Suggestions to help create or expand a visitor destination

  • Collaborate with local businesses to widen the scope of an attraction. For example, milkshakes sold through a vending machine using locally produced milk.
  • Seasonal attractions and experiences. These can add appeal and income – for example, pick-your-own pumpkins, guided walks, wildflower meadow visits, Christmas trees and wreath-making.
  • Additional features – for example, offering customers somewhere to walk their dog, picnic or play free of charge can increase footfall to the main attraction. Charging points for electric vehicles have extended the length of customer visits to many farm attractions.
  • Offer an experience. Ideas include providing an experience through guided nature walks, cookery lessons or crazy golf.
  • The story – a farm or estate’s cultural heritage and history can be extremely powerful in creating further interest and can help develop brand and business loyalty.
  • Add a point of difference. Quirky accommodation and a unique or unusual activity, service or product can improve competitive advantage.

Marketing and planning

When looking for routes to market, consider alternative places to market the product or service, the report suggests.

Broadening the product or service outlets can increase exposure, for example, by attending festivals and other events to extend your reach. Further advice includes:

  • Develop a digital presence. Online retailing presents opportunities for the business to learn more about their customers and improve communication.
  • Offer a delivery service. If appropriate, a delivery service can introduce new customers to the business and widen the reach.
  • Tailor opening hours. Break away from traditional opening hours to create a wider customer base and even reduce costs.

Diversification success is strongly dependent on the time spent researching, planning and evaluating opportunities and plans.

When expanding, this includes, among other aspects, identifying the target market, knowing and understanding the competition and having a unique selling point.  

Having, training for or recruiting the skills to cope with the expansion is also important, alongside assessing how the change might fit with local plans for the area, including nature protection.

The grant and other funding sources need to be researched and assessed, along with the tax implications of the proposed change, especially with regard to capital tax angles and business structures, which may also need legal input.
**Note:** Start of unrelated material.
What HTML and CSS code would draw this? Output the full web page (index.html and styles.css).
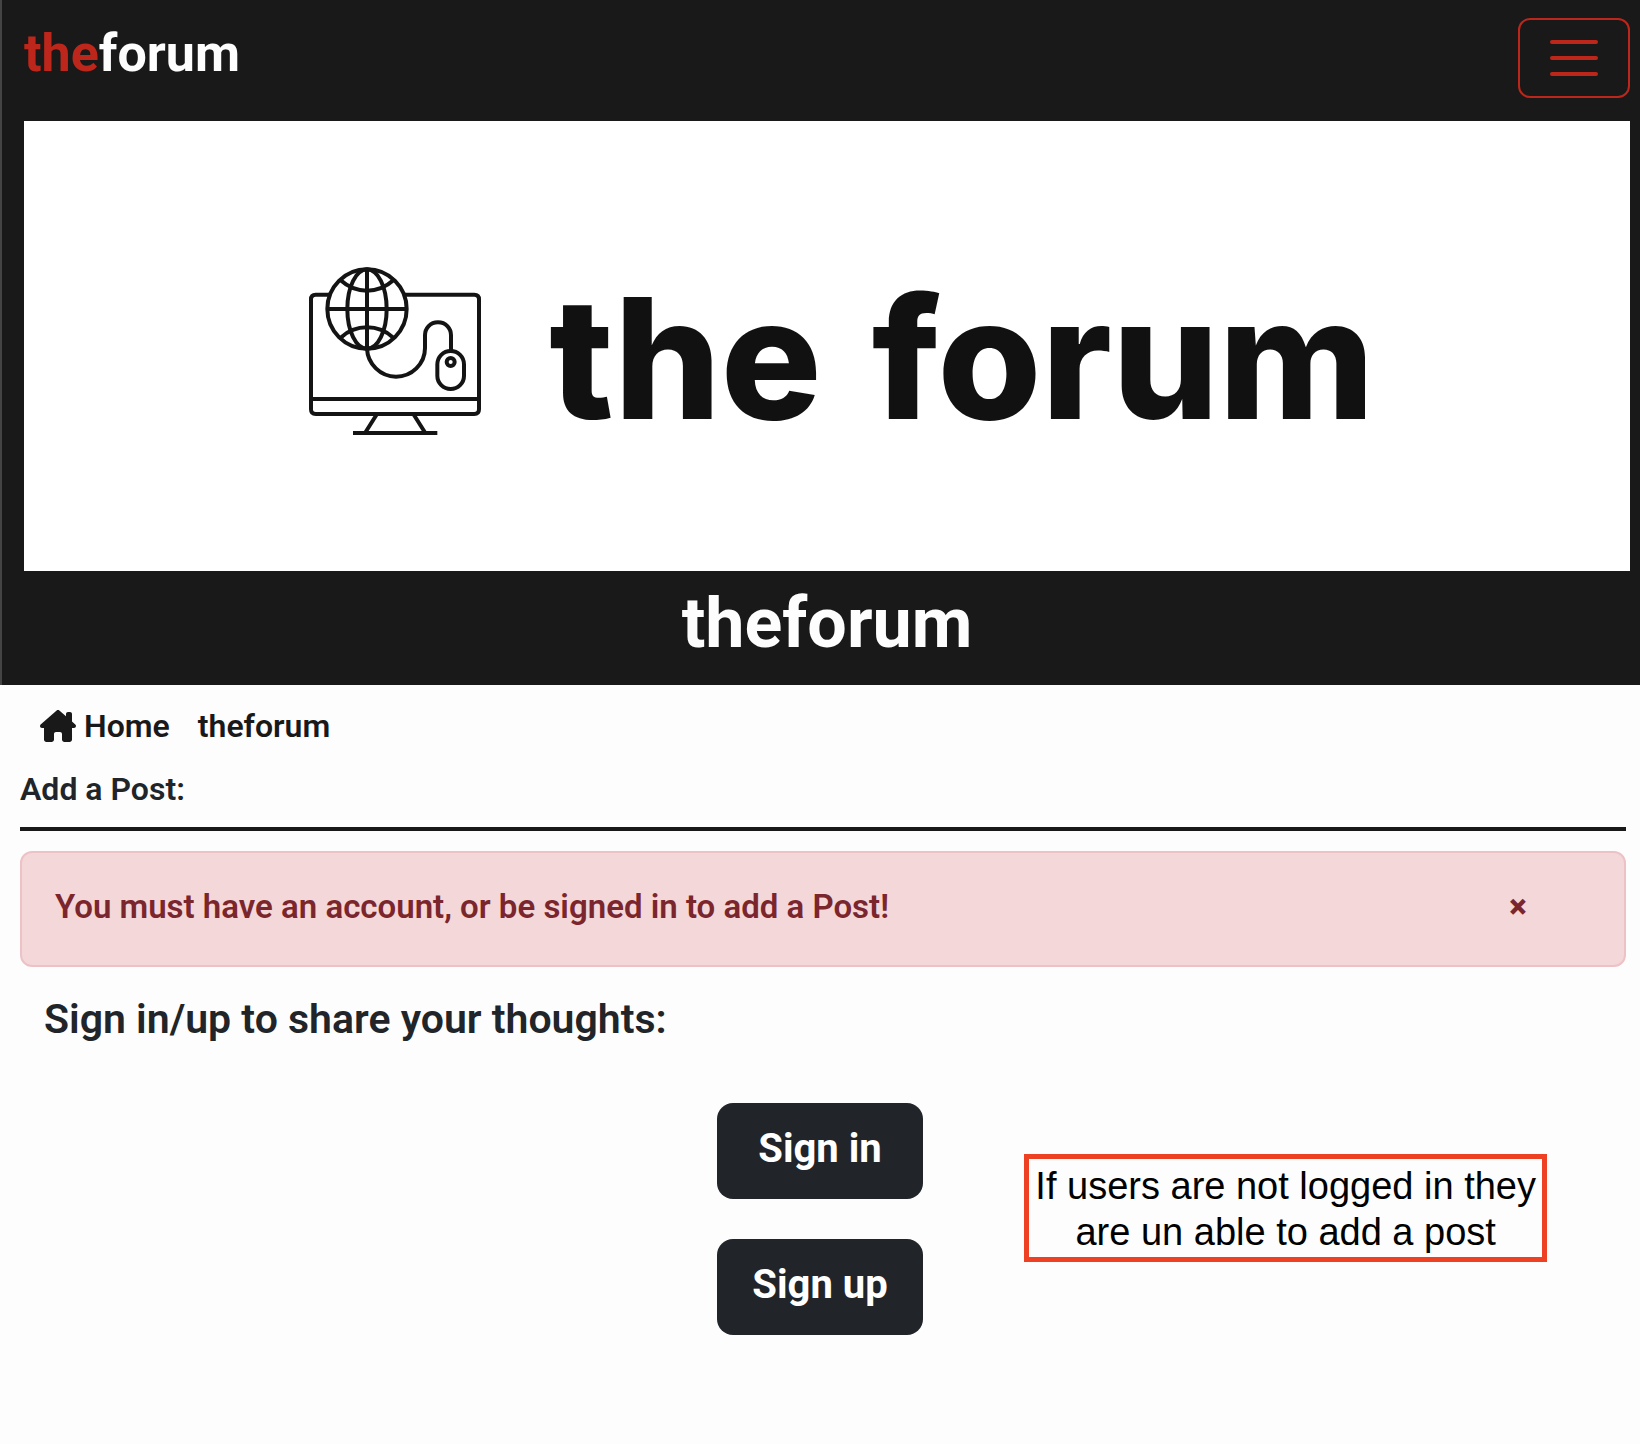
FILE: index.html
```html
<!DOCTYPE html>
<html lang="en">
<head>
  <meta charset="utf-8">
  <meta name="viewport" content="width=device-width, initial-scale=1">
  <title>theforum</title>
  <link rel="stylesheet" href="styles.css">
</head>
<body>
  <header class="site-header">
    <nav class="navbar">
      <a class="brand" href="#"><span class="brand-accent">the</span>forum</a>
      <button class="toggler" type="button" aria-label="Toggle navigation">
        <span class="toggler-bar"></span>
        <span class="toggler-bar"></span>
        <span class="toggler-bar"></span>
      </button>
    </nav>
    <div class="banner">
      <svg class="banner-icon" viewBox="58 50 516 508" fill="none" stroke="#141414" stroke-width="12" aria-hidden="true">
        <path d="M122 135H78q-14 0-14 14v330q0 14 14 14h476q14 0 14-14V149q0-14-14-14H344"/>
        <path d="M64 448h504M190 550h253M262 493l-36 57M371 493l36 57"/>
        <circle cx="232" cy="178" r="119"/>
        <path d="M113 178h238M232 59v238"/>
        <ellipse cx="232" cy="178" rx="59" ry="119"/>
        <path d="M153 92q34 31 79 31t79-31M153 264q34-31 79-31t79 31"/>
        <path d="M232 297c2 46 40 84 87 84s87-38 87-86v-38c0-22 16-39 39-39s39 17 39 39v46"/>
        <rect x="443" y="304" width="80" height="114" rx="40"/>
        <circle cx="483" cy="337" r="12"/>
      </svg>
      <div class="banner-name"><span>the</span> <span>forum</span></div>
    </div>
    <h1 class="site-title">theforum</h1>
  </header>

  <main>
    <nav class="crumbs" aria-label="Breadcrumb">
      <a class="crumb" href="#">
        <svg class="home-icon" viewBox="0 0 576 512" fill="currentColor" aria-hidden="true"><path d="M575.8 255.5c0 18-15 32.1-32 32.1l-32 0 .7 160.2c0 2.7-.2 5.4-.5 8.1V472c0 22.1-17.9 40-40 40H456c-1.1 0-2.2 0-3.3-.1c-1.4 .1-2.8 .1-4.2 .1H416 392c-22.1 0-40-17.9-40-40V448 384c0-17.7-14.3-32-32-32H256c-17.7 0-32 14.3-32 32v64 24c0 22.1-17.9 40-40 40H160 128.1c-1.5 0-3-.1-4.5-.2c-1.2 .1-2.4 .2-3.6 .2H104c-22.1 0-40-17.9-40-40V360c0-.9 0-1.9 .1-2.8V287.6H32c-18 0-32-14-32-32.1c0-9 3-17 10-24L266.4 8c7-7 15-8 22-8s15 2 21 7L416 100.7V64c0-17.7 14.3-32 32-32h32c17.7 0 32 14.3 32 32V185l52.8 46.4c8 7 12 15 11 24z"/></svg>
        <span>Home</span>
      </a>
      <a class="crumb" href="#">theforum</a>
    </nav>
    <h2 class="page-title">Add a Post:</h2>
    <div class="alert" role="alert">
      <p class="alert-text">You must have an account, or be signed in to add a Post!</p>
      <button class="alert-close" type="button" aria-label="Close">×</button>
    </div>
    <h3 class="prompt">Sign in/up to share your thoughts:</h3>
    <div class="actions">
      <button class="action" type="button">Sign in</button>
      <button class="action" type="button">Sign up</button>
      <p class="note">If users are not logged in they<br>are un able to add a post</p>
    </div>
  </main>
</body>
</html>
```
FILE: styles.css
```css
* {
  box-sizing: border-box;
}

body {
  margin: 0;
  background: #fdfdfd;
  color: #212529;
  font-family: Roboto, "Liberation Sans", sans-serif;
  font-size: 32px;
  font-weight: 600;
  line-height: 40px;
}

h1, h2, h3, p {
  margin: 0;
  font-weight: inherit;
}

a {
  color: inherit;
  text-decoration: none;
}

button {
  border: 0;
  padding: 0;
  background: none;
  color: inherit;
  font: inherit;
  cursor: pointer;
}

/* Header */

.site-header {
  padding: 18px 10px 10px 22px;
  border-left: 2px solid #444;
  background: #191919;
  color: #fdfdfd;
}

.navbar {
  display: flex;
  justify-content: space-between;
  align-items: flex-start;
  margin-bottom: 23px;
}

.brand {
  font-size: 52px;
  font-weight: 700;
  line-height: 72px;
}

.brand-accent {
  color: #bd261a;
}

.toggler {
  display: flex;
  flex-direction: column;
  justify-content: center;
  align-items: center;
  gap: 12px;
  width: 112px;
  height: 80px;
  border: 2px solid #bd261a;
  border-radius: 12px;
}

.toggler-bar {
  width: 48px;
  height: 4px;
  border-radius: 2px;
  background: #bd261a;
}

.banner {
  display: flex;
  justify-content: center;
  align-items: center;
  gap: 68px;
  aspect-ratio: 1606 / 450;
  padding: 10px 0 0 30px;
  background: #fff;
  color: #111;
}

.banner-icon {
  width: 172px;
  height: 170px;
}

.banner-name {
  display: flex;
  gap: 50px;
  padding-top: 14px;
  font-family: Inter, "Liberation Sans", sans-serif;
  font-size: 168px;
  font-weight: 800;
  line-height: 200px;
}

.site-title {
  font-size: 70px;
  font-weight: 700;
  line-height: 104px;
  text-align: center;
}

/* Page */

.crumbs {
  display: flex;
  gap: 28px;
  padding: 21px 40px 0;
  color: #191919;
}

.crumb {
  display: flex;
  align-items: center;
  gap: 8px;
}

.home-icon {
  width: 36px;
  height: 32px;
}

.page-title {
  margin: 23px 14px 20px 20px;
  padding-bottom: 18px;
  border-bottom: 4px solid #191919;
  font-size: 32px;
}

.alert {
  display: flex;
  justify-content: space-between;
  margin: 0 14px 28px 20px;
  padding: 34px 96px 38px 33px;
  border: 2px solid #edc2c7;
  border-radius: 12px;
  background: #f3d7d9;
  color: #7b262d;
  font-size: 33px;
}

.alert-close {
  width: 20px;
  font-weight: 900;
}

.prompt {
  margin: 0 44px 60px;
  font-size: 41px;
  line-height: 48px;
}

.actions {
  position: relative;
  display: flex;
  flex-direction: column;
  align-items: center;
  gap: 40px;
}

.action {
  width: 206px;
  height: 96px;
  padding-bottom: 4px;
  border-radius: 16px;
  background: #212529;
  color: #fff;
  font-size: 40px;
  font-weight: 700;
}

/* Callout laid over the page */
.note {
  position: absolute;
  top: 51px;
  right: 93px;
  padding: 4px 6px 2px;
  border: 5px solid #ee4023;
  color: #000;
  font-family: "Liberation Sans", sans-serif;
  font-size: 38px;
  font-weight: 400;
  line-height: 46px;
  text-align: center;
}
```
Infrastructure includes accessibility and sustainability – are there opportunities to build renewable energy into the plans to improve the efficiency and sustainability of the project?

Robust budgeting, profit and loss forecasts are essential, as is understanding how to promote the business.

An expansion may bring new or enhanced insurance and business risks. It may also bring the enterprise into the scope of business rates so this must be assessed and where necessary, allowed for in budgets.

Farm shops study

Savills researched 50 UK farm shops of all sizes, reviewing and categorising the activities and attractions offered, using websites and open source data.

It found that many are expanding their offer by adding further activities and attractions, encouraging repeat visits, longer stays and higher spends. New ideas and activities may also attract a wider customer base.

All of the farm shops analysed had additional activities and attractions, across a wide range.

Across the sample, 26% offered a delivery service, ranging from 22% of small shops to 30% of large shops.

Cost of UK accommodation a barrier

Almost half of potential domestic tourists indicated the cost of accommodation will be the main financial barrier to booking a break in the UK in the next six months.

One-third suggested they will seek cheaper accommodation.